The Bilingual SEmaNtic SystEm (SENSE): Computational Assessment of Cross-linguistic Meaning Representation Across Cultures


Funder European Commission
Recipient Organization Universiteit Gent
Country Belgium
Start Date Apr 01, 2023
End Date Mar 31, 2026
Duration 1,095 days
Number of Grantees 2
Roles Coordinator; Associated Partner
Data Source European Commission
Grant ID 101062444
Grant Description

Growing evidence suggests lexical semantics is not universal, being shaped by culture, and translation equivalents may bear distinct meanings in each language. If so, how do bilingual brains juggle competing meaning representations for translations?

SENSE will investigate the impact knowing a second language has on the native language's semantic system across cultures.

To do so, we will use two recent computational approaches: distributional semantic and word association models (obtained from linguistic corpora and free association data, respectively).

Both methods have shown promising results in predicting human performance in semantic tasks, making them ideal candidates to inform psychological theories. Yet, which models better reflect human semantic representation is under debate.
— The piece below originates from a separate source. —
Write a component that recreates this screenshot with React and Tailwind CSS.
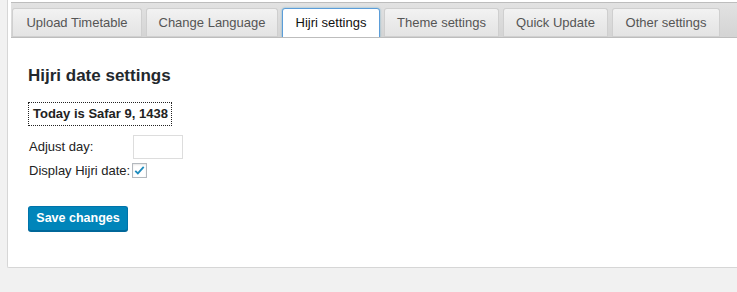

Further, few studies in semantic memory research have used these tools.

While researchers have stressed the need to adopt these methodologies, these calls almost invariably have a monolingual scope, neglecting the pressing questions bilingualism poses on the nature of the semantic system.

SENSE has three overarching goals. (1) To assess the role of culture in the construction of meaning by examining the conceptual structure of languages from different primary families spoken in culturally distinct societies (Spanish, Turkish, Chinese).

English, the invariable second language, will also be studied. (2) To measure bilingualism's impact on semantic representation by investigating how L2 English semantic information integrates into the already established native language's semantic systems. (3) To test which models are better suited to account for meaning representation by comparing their predictability of human performance in a battery of semantic tasks.

Overall, SENSE will make a solid contribution to understanding how culture and bilingualism shape the semantic system while helping to establish modern computational techniques in cognitive psychology research.